Der jüngste Vorstoß für mehr Geld war von IWF-Chefin Christina Lagarde gekommen. Anfang der Woche warb sie in Berlin dafür, den bisher 500 Milliarden Euro schweren ESM mit einem Volumen von 750 Milliarden auszustatten. Eine Billion Euro hatte Italien beim letzten Euro-Finanzministertreffen ins Spiel gebracht. Eine Aufstockung sei nötig, argumentieren Lagarde und andere EU-Länder, damit der ESM als "Brandmauer" wirken könne und Finanzmarktspekulationen gegen andere Euro-Staaten verhindere.

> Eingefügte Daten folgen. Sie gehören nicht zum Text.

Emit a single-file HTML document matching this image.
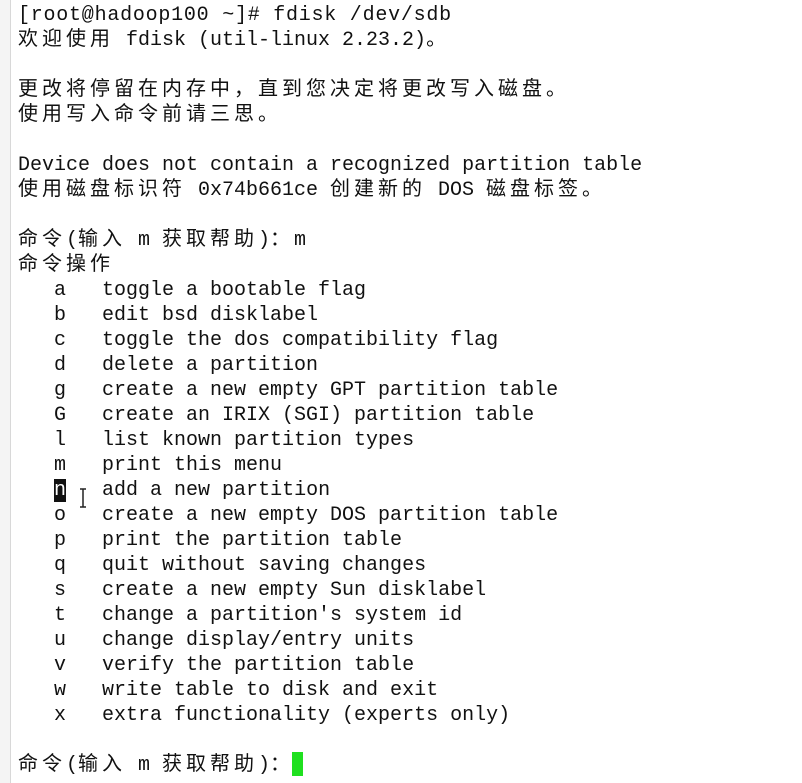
<!DOCTYPE html>
<html><head><meta charset="utf-8"><style>
html,body{margin:0;padding:0;background:#fff;width:802px;height:783px;overflow:hidden}
#left{position:absolute;left:0;top:0;width:10px;height:783px;background:#f4f4f4;border-right:1px solid #d8d8d8}
#t{position:absolute;left:18px;top:3px;font-family:"Liberation Mono","Noto Sans CJK SC",monospace;font-size:20px;line-height:25px;color:#111;white-space:pre}
.c{letter-spacing:4px}
.hl{background:#111;color:#fff}
#cur{position:absolute;left:292px;top:752px;width:11px;height:24px;background:#1fe01f}
#ib{position:absolute;left:80px;top:488px;width:6px;height:20px}
</style></head><body>
<div id="left"></div>
<div id="t"><span style="letter-spacing:0.76px">[root@hadoop100 ~]# fdisk /dev/sdb</span>
<span class="c">欢迎使用</span> fdisk (util-linux 2.23.2)<span class="c">。</span>

<span class="c">更改将停留在内存中，直到您决定将更改写入磁盘。</span>
<span class="c">使用写入命令前请三思。</span>

Device does not contain a recognized partition table
<span class="c">使用磁盘标识符</span> 0x74b661ce <span class="c">创建新的</span> DOS <span class="c">磁盘标签。</span>

<span class="c">命令</span>(<span class="c">输入</span> m <span class="c">获取帮助</span>)<span class="c">：</span>m
<span class="c">命令操作</span>
   a   toggle a bootable flag
   b   edit bsd disklabel
   c   toggle the dos compatibility flag
   d   delete a partition
   g   create a new empty GPT partition table
   G   create an IRIX (SGI) partition table
   l   list known partition types
   m   print this menu
   <span class="hl">n</span>   add a new partition
   o   create a new empty DOS partition table
   p   print the partition table
   q   quit without saving changes
   s   create a new empty Sun disklabel
   t   change a partition's system id
   u   change display/entry units
   v   verify the partition table
   w   write table to disk and exit
   x   extra functionality (experts only)

<span class="c">命令</span>(<span class="c">输入</span> m <span class="c">获取帮助</span>)<span class="c">：</span></div>
<svg id="ib" viewBox="0 0 6 20"><path d="M0 1h6M3 1v18M0 19h6" stroke="#222" stroke-width="1.5" fill="none"/></svg>
<div id="cur"></div>
</body></html>
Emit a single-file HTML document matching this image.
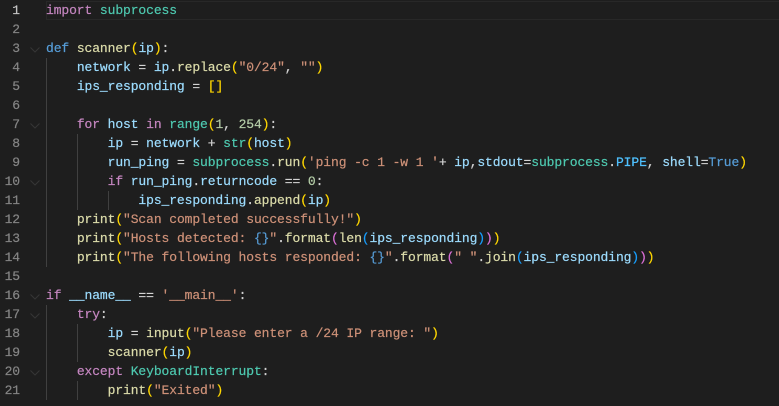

Trotz der offiziellen Schwüre, die Aufstockung stehe nicht an, flammte in der Koalition die Europadebatte wieder auf. Die Rettungsschirmkritiker von Union und FDP forderten Merkel dazu auf, die Forderungen abzublocken. "Die Devise für die Kanzlerin lautet ,Hart bleiben, nicht nachgeben'", sagte etwa der CDU-Abgeordnete Wolfgang Bosbach der Agentur Reuters. "Die Folge einer Aufstockung wäre nur, dass eine weitere Forderung nach der nächsten Aufstockung kommen wird."

Auch der FDP-Finanzpolitiker Frank Schäffler warnte erneut vor immer neuen Kriseninvestitionen. "Es hilft jetzt nicht, schlechtem Geld gutes Geld hinterherzuwerfen", sagte er. Beide Abgeordnete sind als grundsätzliche Kritiker der Rettungspolitik bekannt, vertreten aber nicht die Mehrheitsmeinung in ihren Fraktionen. Doch klar ist: Der Widerstand innerhalb der Koalitionsfraktionen gegen neue Finanzierungen durch Deutschland wäre erheblich.

Zumal neben der ESM-Entscheidung, die im Frühjahr vom Bundestag beschlossen werden muss, demnächst auch die über ein neues Griechenlandpaket ansteht. Auch mit dieser, so die Einschätzung Altmaiers, muss sich das Parlament befassen - ob ein Gesetz nötig sei, sei aber noch nicht klar. Der Koalition stehen in jedem Fall neue Debatten über Merkels Europakurs bevor.

Vor dem EU-Gipfel am Montag stellt Deutschland darum andere Themen in den Mittelpunkt. So werde dort eine Einigung auf den Fiskalpakt erwartet, hieß es aus der Regierung. Beim Regelwerk, mit dem sich die meisten EU-Staaten zum Sparen verpflichten wollen, konnte Deutschland zwar nicht alle Forderungen durchsetzen, gibt sich jetzt aber trotzdem zufrieden. Und dann natürlich das beliebte Thema Wachstum, das über europaweite Strukturreformen gefördert werden soll. Zusätzliches Geld, etwa für Konjunkturprogramme, soll auch dafür allerdings keinesfalls ausgegeben werden. Für alle weiteren Themen gibt es ja, wie gesagt, keinen Anlass.